El 1° de abril de 1982, Pedro Prudencio Miranda se enteró por medio de una radio uruguaya que él y sus compañeros de la 6° Brigada Aérea de Tandil iban a tener participación en la guerra de Malvinas, en el intento por recuperar la soberanía nacional de las Islas. El hombre nacido en Villa Mercedes, en aquél momento de 30 años, casado y con hijos, recuerda que lo primero que sintió fue euforia y conmoción, aunque fue rápidamente reemplazado por la angustia de imaginar los escenarios que podrían presentarse en los días sucesivos.
Entre el 8 de abril y el 13 de junio, Pedro permaneció en una base militar de la Fuerza Aérea Argentina en Río Grande, Tierra del Fuego, a unos 600 kilómetros de Malvinas. “Yo soy un mecánico especialista en armamento, toda mi vida trabajé con cañones, bombas y misiles”, explica. Si bien no viajó nunca hasta las islas durante la guerra, Pedro es considerado un veterano porque experimentó situaciones de suma dificultad que equivalen a estar en la primera línea de combate.
A menudo, los excombatientes de Malvinas buscan evitar recordar los factores sentimentales que atravesaron en cada uno de los acontecimientos complejos que vivieron. Sin embargo, a medida que las primeras lágrimas comienzan a bajar por su mejilla y sus cuerdas vocales se tensan, dificultando la enunciación ideal de las palabras, Miranda termina por dar el brazo a torcer y se entrega definitivamente a la emoción que le provoca recordar los tres momentos límites que vivenció como miembro del Ejército Argentino durante el conflicto en el Atlántico Sur.

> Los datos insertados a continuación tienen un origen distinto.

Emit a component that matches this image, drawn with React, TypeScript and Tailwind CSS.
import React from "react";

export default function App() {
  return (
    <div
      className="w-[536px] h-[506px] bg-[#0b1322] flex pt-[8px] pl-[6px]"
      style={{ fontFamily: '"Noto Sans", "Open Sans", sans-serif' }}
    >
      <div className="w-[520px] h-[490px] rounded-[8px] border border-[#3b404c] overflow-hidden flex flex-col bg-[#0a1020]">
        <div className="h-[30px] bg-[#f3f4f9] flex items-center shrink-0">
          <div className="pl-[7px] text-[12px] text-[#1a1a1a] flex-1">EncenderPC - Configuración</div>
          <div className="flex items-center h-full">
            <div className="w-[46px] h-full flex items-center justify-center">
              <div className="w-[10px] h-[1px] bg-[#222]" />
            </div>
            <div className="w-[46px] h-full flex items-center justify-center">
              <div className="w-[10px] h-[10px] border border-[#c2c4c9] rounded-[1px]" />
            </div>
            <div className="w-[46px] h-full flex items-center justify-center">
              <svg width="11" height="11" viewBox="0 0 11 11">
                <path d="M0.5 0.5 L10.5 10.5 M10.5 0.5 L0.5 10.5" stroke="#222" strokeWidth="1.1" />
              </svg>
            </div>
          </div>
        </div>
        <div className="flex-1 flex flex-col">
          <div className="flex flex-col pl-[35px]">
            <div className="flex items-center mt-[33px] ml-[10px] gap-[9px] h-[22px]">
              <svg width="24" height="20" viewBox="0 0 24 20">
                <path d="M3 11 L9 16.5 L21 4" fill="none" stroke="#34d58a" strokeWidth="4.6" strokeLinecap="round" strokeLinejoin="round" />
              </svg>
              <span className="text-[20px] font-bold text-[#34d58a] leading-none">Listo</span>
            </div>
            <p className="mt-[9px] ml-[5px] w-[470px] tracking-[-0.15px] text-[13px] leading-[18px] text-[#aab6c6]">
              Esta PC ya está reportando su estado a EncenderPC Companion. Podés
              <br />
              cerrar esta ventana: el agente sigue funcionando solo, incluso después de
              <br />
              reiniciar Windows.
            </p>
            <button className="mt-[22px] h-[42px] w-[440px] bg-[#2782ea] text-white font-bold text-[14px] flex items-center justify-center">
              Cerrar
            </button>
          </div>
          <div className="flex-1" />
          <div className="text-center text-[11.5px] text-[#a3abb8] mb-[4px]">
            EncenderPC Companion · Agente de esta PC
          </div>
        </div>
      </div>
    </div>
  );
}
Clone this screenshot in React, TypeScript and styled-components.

“Lo peor que existe en la humanidad es la guerra, y después de eso vienen los errores de guerra”, subraya el veterano. El primer día de combate en Malvinas, un avión argentino bombardeó por equivocación al buque de transporte ‘ELMA Formosa’. En cuanto surgió la información de que una de las bombas había quedado en el interior sin explotar, solicitaron a un experto de la base Río Grande para ir y desarmarla. El encargado para estos escenarios era Pedro Miranda, aunque en ese momento le llegó la orden de enviar a alguien con menos rango jerárquico y de estado civil soltero.
“Me negué rotundamente. Una y otra vez le dije al teniente que esto era mi responsabilidad, pese a que me recordó que tenía esposa e hijos de los que cuidar”, narra Pedro, visiblemente conmovido con el recuerdo. Así, tras esa muestra de coraje, el mecánico viajó en lancha hasta el buque damnificado y comenzó a trabajar para desarmar la bomba.
En la oscuridad de la bodega, Pedro temblaba “como si tuviese Parkinson” y se vio obligado a frenar su tarea en dos oportunidades por exceso de transpiración, pese a las temperaturas bajísimas del momento. Estaba sólo, pero fue la compañía de la foto de sus hijos que llevaba a todas partes lo que lo ayudó a superar la situación. “Los veía y les pedía que me den tranquilidad, que los quería volver a ver”, confiesa.
Pasaron 42 años de aquél suceso, 42 años en los que Pedro disfrutó de una vida plena junto con su esposa y sus hijos. Hoy, un fragmento de aquella bomba descansa en el Museo Malvinas de La Punta y el explosivo detonante está en la casa de la familia Miranda.